Arguably, the most pivotal moment came at the very beginning of the second half. As our new loanee Danny Rose charged forward with the ball, he was taken down aggressively by future Lads’ midfielder Jordi Gomez. The Spaniard was immediately given his marching orders for the challenge, plummetting the away side into disarray - and offering the momentum to O’Neill’s men.

We took full advantage of this momentum and the third big moment of the game only arrived three minutes after the red card. James McClean, who was his industrious self throughout the game, took a shot that skewed so badly it turned out to be a fantastic cross for Fletcher to score.

It certainly didn’t look like a cross but I’m sure he didn’t care as he scampered down the left towards the area before delivering a low ball towards the far post, where Fletcher raced in to smash an unstoppable drive beyond Al-Habsi and burst the Wigan bubble.

After this goal - and as the game progressed, it turned into a scrappy affair where Sunderland hung on for dear life, ensuring they got the win. The crowd was tense and edgy as they longed for a first win of the season - and when it arrived, you could really feel the proverbial weight being lifted off the shoulder.

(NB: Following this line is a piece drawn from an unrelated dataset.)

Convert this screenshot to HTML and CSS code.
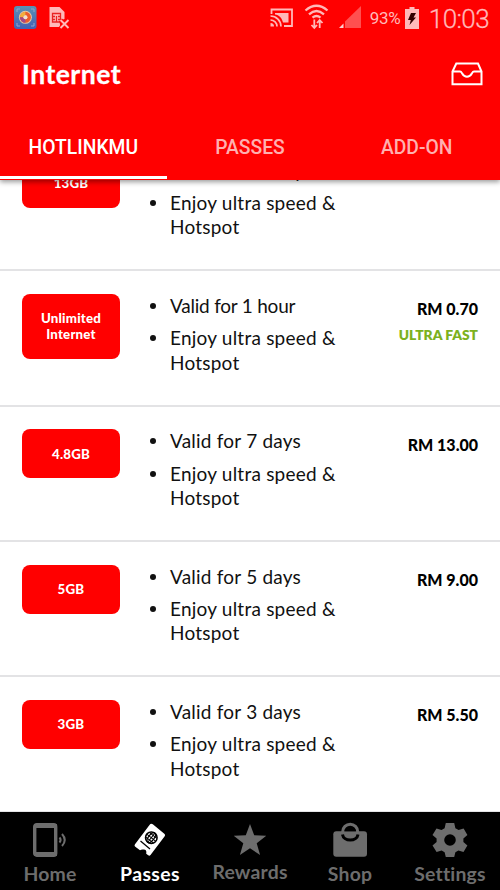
FILE: index.html
```html
<!DOCTYPE html>
<html lang="en">
<head>
<meta charset="utf-8">
<title>Internet</title>
<link rel="stylesheet" href="styles.css">
</head>
<body>
<div class="screen">
  <header class="header">
    <div class="status">
      <svg class="status-left" width="60" height="24" viewBox="0 0 60 24">
        <defs><linearGradient id="app" x1="0" y1="0" x2="0" y2="1"><stop offset="0" stop-color="#5b92b4"/><stop offset="1" stop-color="#4260b5"/></linearGradient></defs>
        <rect x="0" y="0" width="22.5" height="23" rx="3" fill="url(#app)"/>
        <path d="M3 6V3h3M17 3h3v3M20 17v3h-3M6 20H3v-3" fill="none" stroke="#8fa5cc" stroke-width="1"/>
        <circle cx="11.4" cy="11.3" r="6.5" fill="#e6c9a6"/>
        <circle cx="11.4" cy="11.3" r="3.8" fill="none" stroke="#ee5b2b" stroke-width="3.5"/>
        <path d="M7.6 11.3a3.8 3.8 0 0 1 3.8-3.8" fill="none" stroke="#f3ae3e" stroke-width="3.5"/>
        <path d="M11.4 15.1a3.8 3.8 0 0 1-3.8-3.8" fill="none" stroke="#a34987" stroke-width="3.5"/>
        <circle cx="11.4" cy="11.3" r="2" fill="#f5dfd0"/>
        <path d="M35.5 1h10l5 5v7l-3 1-2 2 1 5H35.500z" fill="#ffb9b9"/>
        <path d="M38.500 7.500h8v8.500h-8zM38.500 10.500h2.500M38.500 13.500h2.500M44 10.500h2.500M44 13.500h2.500M42.500 10v6" fill="none" stroke="#e92323" stroke-width="1.300"/>
        <path d="M46.500 14l8 8M54.500 14l-8 8" stroke="#f00" stroke-width="4"/>
        <path d="M46.500 14l8 8M54.500 14l-8 8" stroke="#ffb9b9" stroke-width="1.900"/>
      </svg>
      <div class="status-right">
        <svg width="96" height="30" viewBox="270 3 96 30" fill="none" stroke="#ffb9b9">
          <path d="M272.500 14V9.500h20.500v16.500h-8" stroke-width="1.800"/>
          <path d="M276 13h13.500v9.500h-5.500c-1-4.500-4-7.500-8-8z" fill="#ffb9b9" stroke="none"/>
          <path d="M271.500 16a10.500 10.500 0 0 1 10.500 10.500M271.500 20a6.500 6.500 0 0 1 6.500 6.500" stroke-width="1.700"/>
          <path d="M271.500 23a3.500 3.500 0 0 1 3.500 3.500h-3.500z" fill="#ffb9b9" stroke="none"/>
          <path d="M306.500 10.500q11-9.500 22 0M310 14.300q7.500-6.500 15 0M313.500 17.700q4-3.500 8 0" stroke-width="2.300"/>
          <path d="M315.300 19.500v8M312.500 25l2.800 3 2.700-3M320.700 28v-8M318 23l2.700-3 2.800 3" stroke-width="1.800"/>
          <path d="M346 28V21.500L362 6v22z" fill="#ff5050" stroke="none"/>
          <path d="M340 28l4.500-4.500V28z" fill="#ffd0d0" stroke="none"/>
        </svg>
        <span class="battery-text">93%</span>
        <svg class="battery" width="14" height="22" viewBox="0 0 14 22"><path d="M4.500 0h5v2H14v20H0V2h4.500z" fill="#ffb9b9"/><path d="M6 6h5l-2.500 4.500H11L4.500 18l1.300-5H3z" fill="#300"/></svg>
        <span class="clock">10:03</span>
      </div>
    </div>
    <div class="title-bar">
      <h1 class="title">Internet</h1>
      <svg width="32" height="24" viewBox="0 0 32 24" fill="none" stroke="#fff" stroke-width="2"><path d="M1.500 9.500 5.300 1.500H27L30.500 9.500V22.300H1.500zM1.500 9.500H9c2.500 0 2 5.200 7 5.200s4.500-5.200 7-5.200h7.500"/></svg>
    </div>
    <nav class="tabs">
      <span class="tab tab-active">HOTLINKMU</span>
      <span class="tab">PASSES</span>
      <span class="tab">ADD-ON</span>
    </nav>
  </header>
  <main class="list">
    <div class="rows">
      <section class="row">
        <div class="badge">13GB</div>
        <ul class="details"><li>Valid for 30 days</li><li>Enjoy ultra speed &amp;<br>Hotspot</li></ul>
      </section>
      <section class="row">
        <div class="badge">Unlimited<br>Internet</div>
        <ul class="details"><li class="tight">Valid for 1 hour</li><li>Enjoy ultra speed &amp;<br>Hotspot</li></ul>
        <div class="price"><span>RM 0.70</span><span class="fast">ULTRA FAST</span></div>
      </section>
      <section class="row">
        <div class="badge">4.8GB</div>
        <ul class="details"><li>Valid for 7 days</li><li>Enjoy ultra speed &amp;<br>Hotspot</li></ul>
        <div class="price"><span>RM 13.00</span></div>
      </section>
      <section class="row">
        <div class="badge">5GB</div>
        <ul class="details"><li>Valid for 5 days</li><li>Enjoy ultra speed &amp;<br>Hotspot</li></ul>
        <div class="price"><span>RM 9.00</span></div>
      </section>
      <section class="row">
        <div class="badge">3GB</div>
        <ul class="details"><li>Valid for 3 days</li><li>Enjoy ultra speed &amp;<br>Hotspot</li></ul>
        <div class="price"><span>RM 5.50</span></div>
      </section>
    </div>
  </main>
  <footer class="nav">
    <div class="nav-item">
      <svg viewBox="0 0 40 36"><rect x="4.700" y="2.700" width="21" height="30.500" rx="2" fill="none" stroke="currentColor" stroke-width="3.400"/><path d="M4 4h23M4 32h23" stroke="currentColor" stroke-width="4"/><path d="M29.500 15.500q2.200 2.500 0 5M32 12q5.500 6 0 12" fill="none" stroke="currentColor" stroke-width="2"/></svg>
      <span>Home</span>
    </div>
    <div class="nav-item nav-active">
      <svg viewBox="0 0 40 36"><path d="M19.500 3c1-1.500 2-1.700 3.300-.7L34 11.500c1.300 1 1.300 2 .5 3L20.500 33q-1 1.200-2.300.2l-2-1.500q1-5-3.700-4.200-1.500.3-2.500.7L5 24.500q-1-1 0-2.300z" fill="currentColor"/><g fill="none" stroke="#000" stroke-width="1.200"><circle cx="21.300" cy="15.700" r="5.800" stroke-width="1.500"/><g transform="rotate(38 21.300 15.700)"><ellipse cx="21.300" cy="15.700" rx="2.800" ry="5.800"/><path d="M15.500 15.700h11.600M21.300 9.900v11.600M16.500 12.800h9.600M16.500 18.600h9.600" stroke-width="1"/></g><path d="M10.500 19l9.500 8"/></g></svg>
      <span>Passes</span>
    </div>
    <div class="nav-item nav-rewards">
      <svg viewBox="0 0 40 36"><path d="M20 2l4.200 11.300 12.100.4-9.600 7.500 3.400 11.800L20 26.300 9.900 33l3.400-11.800-9.600-7.500 12.100-.4z" fill="currentColor"/></svg>
      <span>Rewards</span>
    </div>
    <div class="nav-item">
      <svg viewBox="0 0 40 36"><rect x="3.300" y="9.300" width="33.700" height="25.500" rx="3" fill="currentColor"/><circle cx="20.200" cy="9.700" r="7.500" fill="none" stroke="currentColor" stroke-width="3"/><path d="M14.500 9.300a5.800 5.200 0 0 1 11.400 0z" fill="#000"/><path d="M12.500 12.500a7.800 6.300 0 0 0 15.500 0" fill="none" stroke="#000" stroke-width="3"/></svg>
      <span>Shop</span>
    </div>
    <div class="nav-item">
      <svg viewBox="0 0 40 36"><path fill-rule="evenodd" d="M15.800 1h8.400l1.200 5.200 3.200 1.800 5-1.600 3.800 6.500-4 3.700v3.300l4 3.600-3.900 6.600-5.100-1.600-3 1.800-1.200 4.700h-8.400l-1.200-4.700-3-1.800-5 1.600-4.100-6.600 4.100-3.600v-3.300l-4.100-3.700 4-6.500 5 1.600 3.100-1.800zM20 12.200a5.800 5.800 0 1 0 0 11.600 5.800 5.800 0 1 0 0-11.600z" fill="currentColor"/></svg>
      <span>Settings</span>
    </div>
  </footer>
</div>
</body>
</html>
```
FILE: styles.css
```css
* { box-sizing: border-box; }
body { margin: 0; background: #fff; font-family: Lato, "Liberation Sans", sans-serif; color: #111; font-variant-ligatures: none; }
.screen { width: 500px; height: 890px; display: flex; flex-direction: column; overflow: hidden; }
.header { height: 179.5px; flex: none; background: #f00; color: #fff; display: flex; flex-direction: column; box-shadow: 0 2px 5px rgba(0,0,0,.4); z-index: 1; }
.status { height: 36px; display: flex; justify-content: space-between; padding: 0 11px 0 14px; font-family: Roboto, sans-serif; color: #ffb9b9; }
.status-left { margin-top: 6px; }
.status-right { display: flex; align-items: center; }
.battery-text { font-size: 17px; margin-left: 5px; width: 31px; letter-spacing: -.4px; }
.battery { margin: 0 10px 0 4px; }
.clock { font-size: 26px; font-weight: 300; letter-spacing: -.6px; line-height: 36px; -webkit-text-stroke: .3px #ffb9b9; padding-top: 2px; }
.title-bar { height: 78px; display: flex; align-items: center; justify-content: space-between; padding: 0 17px 2px 22px; }
.title { margin: 0; font-size: 26.5px; font-weight: 700; line-height: 32px; letter-spacing: .5px; -webkit-text-stroke: .3px #fff; }
.tabs { flex: 1; display: grid; grid-template-columns: repeat(3, 1fr); font-family: Roboto, sans-serif; font-weight: 500; font-size: 19.3px; color: #ffb0b0; text-align: center; }
.tab { line-height: 67px; height: 64.5px; }
.tab-active { color: #fff; border-bottom: 3px solid #fff; }
.list { flex: 1; min-height: 0; overflow: hidden; }
.rows { margin-top: -43.5px; }
.row { height: 135.35px; display: grid; grid-template-columns: 98px 1fr 110px; padding: 22.5px 22px 0; border-bottom: 2px solid #e3e3e5; }
.badge { justify-self: stretch; align-self: start; background: #f00; color: #fff; border-radius: 8px; padding: 16.5px 0; text-align: center; font-size: 13.3px; font-weight: 900; line-height: 16px; letter-spacing: .2px; }
.details { margin: 0; padding: 0 0 0 50px; list-style: none; font-size: 19px; line-height: 24.2px; white-space: nowrap; letter-spacing: .22px; }
.details li { margin-bottom: 8.3px; }
.details li::before { content: ""; float: left; width: 6px; height: 6px; border-radius: 50%; background: #111; margin: 9px 0 0 -20px; }
.tight { letter-spacing: -.22px; }
.price { display: flex; flex-direction: column; align-items: flex-end; padding-top: 4.5px; font-size: 16px; line-height: 22px; font-weight: 900; color: #000; white-space: nowrap; }
.fast { color: #7cb11e; font-size: 13.8px; line-height: 20px; margin-top: 4.5px; font-weight: 800; }
.nav { height: 78px; flex: none; background: #000; color: #6d6d6d; display: grid; grid-template-columns: repeat(5, 1fr); z-index: 1; }
.nav-item { display: flex; flex-direction: column; align-items: center; padding-top: 10px; font-weight: 700; font-size: 19.4px; line-height: 24px; gap: 4px; letter-spacing: .2px; }
.nav-item svg { width: 40px; height: 36px; }
.nav-rewards { gap: 2px; }
.nav-active { color: #fff; letter-spacing: .4px; }
```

Martin O’Neill was clearly relieved when he spoke to the media after the game:

We have the win and we are unbeaten so far this season. Steven Fletcher was fantastic, not just scoring the goal but his overall centre-forward play. He was terrific, he is a really fine player.

I am not concerned that our goals are only coming from him at the moment, but I think in time that if he is the one who continues to score for us and no-one else does then that might become a problem. A lot of others are doing good things for us in this run and it will come in time.

Having a player sent off like Wigan did today does mean you have to re-adjust. During the week in the Capital One Cup, when we lost Lee Cattermole, I am sure that gave MK Dons a major boost and I am sure that is what happened for us in this game.

Unbeaten they were but O’Neill’s concern about the team’s inability to create goal opportunities from multiple sources did become a consistent issue throughout the season until he lost his job in March 2013.

His sacking came after two home games against Manchester United and Norwich where some of the worst football I have ever witnessed in my time supporting the club was played.

In came Di Canio - and we all know how that ended!